Along with Edinburgh and Loch Ness, Skye is one of the top tourist destinations in Scotland and after visiting the island one can understand why. In the Lonely Planet guidebook of Scotland it is described as ‘a 50 mile long patchwork of velvet moors, jagged mountains, sparkling Lochs and towering sea cliffs’. Its stunning scenery is certainly one of its main attractions. Skye takes its name from the Old Norse word meaning ‘Cloud Island’. Clouds and bad weather is in all honesty what we expected, but how wrong can you be! The weather was beautiful only one rather frightening gale at night and a morning of light rain. The rest of our six-night stay on the edge of Loch Greshornish was bathed in sunshine and temperatures that were rarely witnessed during the summer. Concentrating only on the northern half of the island for this visit left plenty to discover and explore.
Our first venture out was close to our accommodation. A short walk to Upper Edinbane and through its picturesque village with views over the loch and up to Airgh Neil electro site across scrubland to see the wind turbines up close. Beautiful creatures that hum quietly to them selves, much bigger up close than one would expect!
Although Dunvegan itself is hardly worth a visit with its limited amount of attractions but carry on passed the village and you come to Dunvegan Castle and Gardens, Skye’s most famous historical building and the oldest continuously inhabited castle in Scotland. Ancestral home of the Chiefs of clan MacLeod for 800 years it has played host to Samuel Johnson, Sir Walter Scott and most famously Flora MacDonald, more of whom later. Lots of really interesting artefacts including the famous Fairy Flag are on display. And then there are the unbelievably splendid gardens.
These magnificent gardens will prove of considerable interest to many, following paths through woodland glades, past shimmering pools and burns fed by a cascading waterfall. Stroll through the formal round garden, stand and admire the many Rhododendrons, numerous in their variety. The Castle Gardens were originally laid out in the 18th century and considerable replanting and landscaping provides a legacy, which current as well as future generations can enjoy and admire. The Castle gardens lie inland and are backed by a considerable number of hectares (1 hectare = 2.471 acres) of mature woodland.
As the Isle of Skye is essentially made up of barren moorland and hill these woods and gardens are like reaching a hidden oasis. Many visitors are surprised at the sheer variety of species of plant and tree that not only survive but also thrive at Dunvegan.
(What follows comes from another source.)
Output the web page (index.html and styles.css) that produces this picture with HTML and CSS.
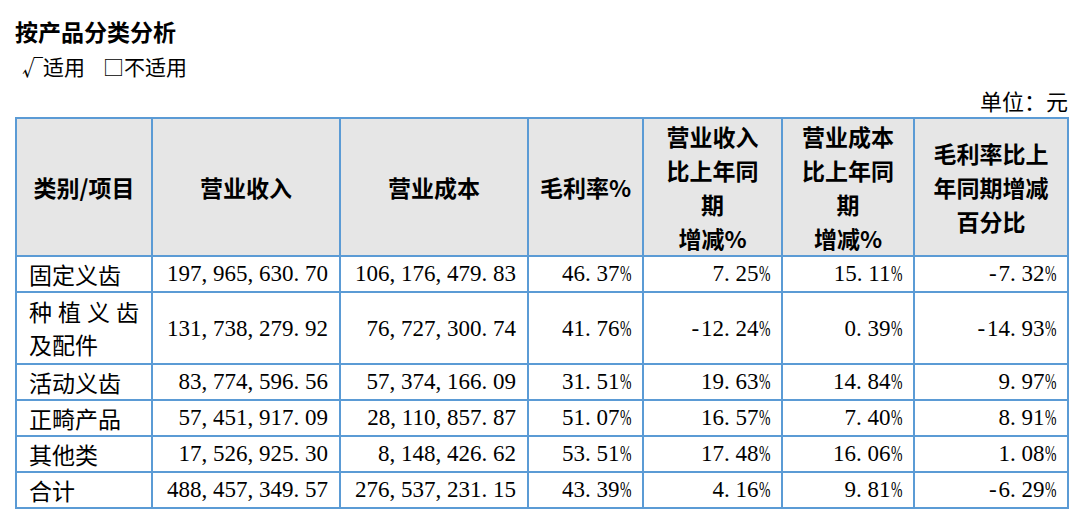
FILE: index.html
```html
<!DOCTYPE html>
<html lang="zh-CN">
<head>
<meta charset="utf-8">
<title>按产品分类分析</title>
<link rel="stylesheet" href="styles.css">
</head>
<body>
<div class="page">
  <h2 class="title">按产品分类分析</h2>
  <div class="opts"><span>√适用</span><span>□不适用</span></div>
  <div class="unit">单位：元</div>
  <table class="grid">
    <colgroup>
      <col class="c1"><col class="c2"><col class="c3"><col class="c4"><col class="c5"><col class="c6"><col class="c7">
    </colgroup>
    <thead>
      <tr>
        <th>类别/项目</th>
        <th>营业收入</th>
        <th>营业成本</th>
        <th>毛利率%</th>
        <th>营业收入<br>比上年同<br>期<br>增减%</th>
        <th>营业成本<br>比上年同<br>期<br>增减%</th>
        <th>毛利率比上<br>年同期增减<br>百分比</th>
      </tr>
    </thead>
    <tbody>
      <tr>
        <td class="name">固定义齿</td>
        <td class="num">197<span class="p">,</span>965<span class="p">,</span>630<span class="p">.</span>70</td>
        <td class="num">106<span class="p">,</span>176<span class="p">,</span>479<span class="p">.</span>83</td>
        <td class="num">46<span class="p">.</span>37<span class="pc">%</span></td>
        <td class="num">7<span class="p">.</span>25<span class="pc">%</span></td>
        <td class="num">15<span class="p">.</span>11<span class="pc">%</span></td>
        <td class="num"><span class="m">-</span>7<span class="p">.</span>32<span class="pc">%</span></td>
      </tr>
      <tr class="tall">
        <td class="name">种植义齿及配件</td>
        <td class="num">131<span class="p">,</span>738<span class="p">,</span>279<span class="p">.</span>92</td>
        <td class="num">76<span class="p">,</span>727<span class="p">,</span>300<span class="p">.</span>74</td>
        <td class="num">41<span class="p">.</span>76<span class="pc">%</span></td>
        <td class="num"><span class="m">-</span>12<span class="p">.</span>24<span class="pc">%</span></td>
        <td class="num">0<span class="p">.</span>39<span class="pc">%</span></td>
        <td class="num"><span class="m">-</span>14<span class="p">.</span>93<span class="pc">%</span></td>
      </tr>
      <tr>
        <td class="name">活动义齿</td>
        <td class="num">83<span class="p">,</span>774<span class="p">,</span>596<span class="p">.</span>56</td>
        <td class="num">57<span class="p">,</span>374<span class="p">,</span>166<span class="p">.</span>09</td>
        <td class="num">31<span class="p">.</span>51<span class="pc">%</span></td>
        <td class="num">19<span class="p">.</span>63<span class="pc">%</span></td>
        <td class="num">14<span class="p">.</span>84<span class="pc">%</span></td>
        <td class="num">9<span class="p">.</span>97<span class="pc">%</span></td>
      </tr>
      <tr>
        <td class="name">正畸产品</td>
        <td class="num">57<span class="p">,</span>451<span class="p">,</span>917<span class="p">.</span>09</td>
        <td class="num">28<span class="p">,</span>110<span class="p">,</span>857<span class="p">.</span>87</td>
        <td class="num">51<span class="p">.</span>07<span class="pc">%</span></td>
        <td class="num">16<span class="p">.</span>57<span class="pc">%</span></td>
        <td class="num">7<span class="p">.</span>40<span class="pc">%</span></td>
        <td class="num">8<span class="p">.</span>91<span class="pc">%</span></td>
      </tr>
      <tr>
        <td class="name">其他类</td>
        <td class="num">17<span class="p">,</span>526<span class="p">,</span>925<span class="p">.</span>30</td>
        <td class="num">8<span class="p">,</span>148<span class="p">,</span>426<span class="p">.</span>62</td>
        <td class="num">53<span class="p">.</span>51<span class="pc">%</span></td>
        <td class="num">17<span class="p">.</span>48<span class="pc">%</span></td>
        <td class="num">16<span class="p">.</span>06<span class="pc">%</span></td>
        <td class="num">1<span class="p">.</span>08<span class="pc">%</span></td>
      </tr>
      <tr>
        <td class="name">合计</td>
        <td class="num">488<span class="p">,</span>457<span class="p">,</span>349<span class="p">.</span>57</td>
        <td class="num">276<span class="p">,</span>537<span class="p">,</span>231<span class="p">.</span>15</td>
        <td class="num">43<span class="p">.</span>39<span class="pc">%</span></td>
        <td class="num">4<span class="p">.</span>16<span class="pc">%</span></td>
        <td class="num">9<span class="p">.</span>81<span class="pc">%</span></td>
        <td class="num"><span class="m">-</span>6<span class="p">.</span>29<span class="pc">%</span></td>
      </tr>
    </tbody>
  </table>
</div>
</body>
</html>
```

FILE: styles.css
```css
* { box-sizing: border-box; }

body {
  margin: 0;
  background: #ffffff;
  color: #000000;
  font-family: "Noto Sans CJK SC", sans-serif;
}

.page {
  width: 1082px;
  padding: 16px 14px 0 15px;
}

.title {
  margin: 0;
  font-size: 23px;
  font-weight: bold;
  line-height: 30px;
}

.opts {
  display: flex;
  gap: 18px;
  margin-top: 5px;
  padding-left: 7px;
  font-size: 21px;
  line-height: 30px;
}

.unit {
  margin-top: 4px;
  font-size: 22px;
  line-height: 30px;
  text-align: right;
}

.grid {
  margin-top: 2px;
  width: 1053px;
  border-collapse: collapse;
  table-layout: fixed;
}

.c1 { width: 136px; }
.c2 { width: 188px; }
.c3 { width: 188px; }
.c4 { width: 115px; }
.c5 { width: 139px; }
.c6 { width: 132px; }
.c7 { width: 154px; }

.grid th,
.grid td {
  border: 2px solid #5b9bd5;
  font-size: 23px;
}

.grid th {
  background: #e6e6e6;
  font-weight: bold;
  line-height: 34px;
  height: 136px;
  padding: 0 4px;
  text-align: center;
  vertical-align: middle;
}

.grid td {
  line-height: 34px;
  padding: 0;
  vertical-align: middle;
}

.grid .tall td {
  line-height: 33px;
  padding-top: 2px;
  padding-bottom: 2px;
}

.grid .name {
  padding-left: 12px;
  padding-right: 12px;
  text-align: justify;
}

.grid .num {
  padding-right: 11px;
  text-align: right;
  font-family: "Liberation Serif", "Noto Sans CJK SC", serif;
  white-space: nowrap;
}

.p { letter-spacing: 0.25em; }

.m { letter-spacing: 0.08em; }

.pc {
  display: inline-block;
  width: 0.5em;
  transform: scaleX(0.6);
  transform-origin: left center;
}
```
The secret is a brilliant, inspired and dedicated team of horticulturalists and garden staff as well as a little bit of help from nature as Dunvegan Castle is in the "Gulf Stream". Plants men and women from all over the country, indeed the world visits the castle and is inspired by what they find.
Beyond the castle entrance there is long narrow single-track road at the end of which you will find a car park. From this point there is just over a mile to walk before you reach a shoreline known as the Coral Beaches. These beaches are formed from the bleached skeletons of red coralline seaweed known as maerl (pronounced marl). Maerl grows at a rate of around 1mm per year and some maerl beds are reputed to be around 8000 years old. This area is a most see, perfect scenery and surroundings and while you’re there climb up the small incline that borders the beach for some wonderful views across to the islands of Lampay and Isay and views of Waternish round to Dunvegan Head.
Pick up a number 56 bus on the main road above Loch Greshornish and it will take you into Skye’s largest town Portree. Film fans may recognise it as the name of a fictional Quidditch team, the Pride of Portree, which is featured in the Harry Potter movies. The town has its fair share of historical buildings dating back to the 1800’s, a grand harbour lined by brightly painted houses and a pier designed by Thomas Telford and not forgetting a fish and chip restaurant. It is also the location for the only secondary school on the Island, Portree High School, considering the size of the island some of its pupils must have quite a journey.
Driving to the Trotternish Peninsula we sampled some of Skye’s beautiful and at times bizarrely enchanting landscapes.
The Old Man of Storr is a 50 metre high pinnacle of basalt and is prominent above the road way from Portree.
The impressive range of land slipped cliffs and pinnacles known as the Quiraing dominates all that surrounding it.
Crofting life in the 18th and 19th century is on display in the authentic setting of croft houses, barns and farm implements in the Skye Museum of Island Life.
A short walk from the crofting village is the grave of Flora MacDonald. During the Jacobite Risings, in June 1746, at the age of 24, she was living on the island of Benbecula in the Outer Hebrides when Bonnie Prince Charlie took refuge there after the Battle of Culloden. The prince's companion, a Captain Conn O'Neill of The Feeva, County Antrim, sought her assistance to help the prince escape capture which she successfully did dressing him in ladies clothes.
From the moment you cross the magnificent Skye Bridge it doesn’t matter where you go on Skye there are always jaw-dropping views, and places of great interest. Its enchanting nature ensures that once visited that you will always be drawn back.